SHORT TASK: Repeat everything from the first line of the listing below through the line that contains "import React from", exactly. Leave out pictures.

# # # #

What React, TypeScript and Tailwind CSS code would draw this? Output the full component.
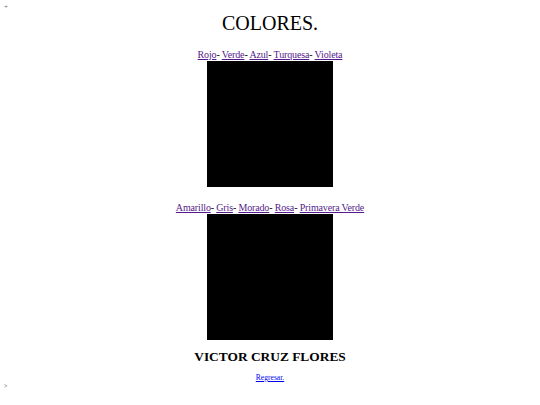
import React from "react";

function LinkRow({ items }: { items: string[] }) {
  return (
    <div className="text-[10px] tracking-[-0.15px] leading-[14px] text-center">
      {items.map((t, i) => (
        <React.Fragment key={t}>
          <a href="#" className="text-[#551a8b] underline">{t}</a>
          {i < items.length - 1 ? <span>- </span> : null}
        </React.Fragment>
      ))}
    </div>
  );
}

export default function App() {
  return (
    <div className="w-[540px] h-[405px] bg-white text-black relative font-['Liberation_Serif',_'Times_New_Roman',_serif]">
      <div className="absolute left-[4px] top-[4px] text-[7px] leading-[7px] text-[#666]">+</div>
      <div className="flex flex-col items-center pt-[11px]">
        <h1 className="text-[20px] leading-[24px] font-normal">COLORES.</h1>
        <div className="h-[13px]" />
        <LinkRow items={["Rojo", "Verde", "Azul", "Turquesa", "Violeta"]} />
        <div className="w-[126px] h-[126px] bg-black mt-[-1px]" />
        <div className="h-[14px]" />
        <LinkRow items={["Amarillo", "Gris", "Morado", "Rosa", "Primavera Verde"]} />
        <div className="w-[126px] h-[126px] bg-black mt-[-1px]" />
        <h2 className="text-[13.4px] leading-[18px] font-bold mt-[8px]">VICTOR CRUZ FLORES</h2>
        <a href="#" className="text-[7.6px] leading-[10px] text-[#0000ee] underline mt-[7px]">Regresar.</a>
      </div>
      <div className="absolute left-[4px] top-[383px] text-[6px] leading-[6px] text-[#555]">&gt;</div>
    </div>
  );
}
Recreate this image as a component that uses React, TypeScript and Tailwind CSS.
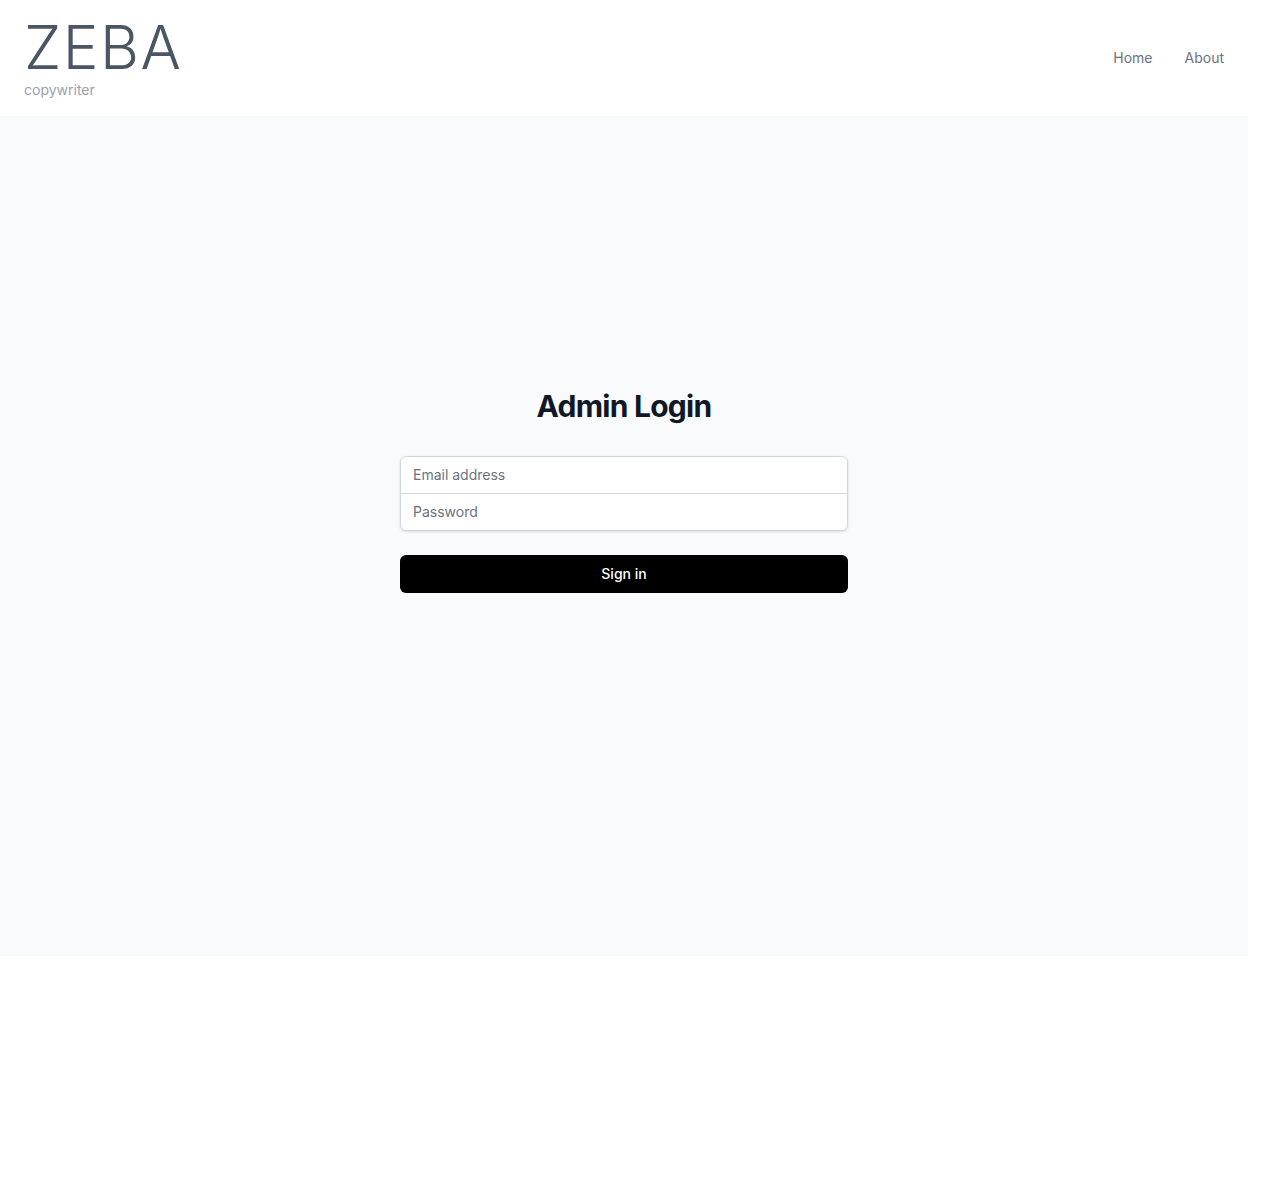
function Header() {
    return (
        <header className="flex items-center justify-between bg-white px-6 h-[116px]">
            <div className="flex flex-col">
                <span className="text-6xl font-light tracking-wide text-gray-600 leading-none">ZEBA</span>
                <span className="mt-[3px] text-sm text-gray-400">copywriter</span>
            </div>
            <nav className="flex gap-8 text-sm text-gray-500">
                <a href="#" className="hover:text-gray-900">Home</a>
                <a href="#" className="hover:text-gray-900">About</a>
            </nav>
        </header>
    );
}

function LoginForm() {
    return (
        <div className="flex h-[840px] flex-col items-center bg-gray-50 px-4 pt-[272px]">
            <div className="w-full max-w-md">
                <h2 className="text-center text-3xl font-bold tracking-tight text-gray-900">Admin Login</h2>
                <form className="mt-8">
                    <div className="rounded-md shadow-sm">
                        <input
                            type="email"
                            placeholder="Email address"
                            className="block w-full rounded-t-md border border-gray-300 bg-white px-3 py-2 text-sm text-gray-900 placeholder-gray-500 focus:outline-none"
                        />
                        <input
                            type="password"
                            placeholder="Password"
                            className="-mt-px block w-full rounded-b-md border border-gray-300 bg-white px-3 py-2 text-sm text-gray-900 placeholder-gray-500 focus:outline-none"
                        />
                    </div>
                    <button
                        type="submit"
                        className="mt-6 flex w-full justify-center rounded-md bg-black px-4 py-[9px] text-sm font-medium text-white"
                    >
                        Sign in
                    </button>
                </form>
            </div>
        </div>
    );
}

export default function App() {
    return (
        <div className="w-[1248px] font-['Inter',sans-serif]">
            <Header />
            <LoginForm />
        </div>
    );
}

# # # #

EXPECTED OUTPUT:
What React, TypeScript and Tailwind CSS code would draw this? Output the full component.
import React from "react";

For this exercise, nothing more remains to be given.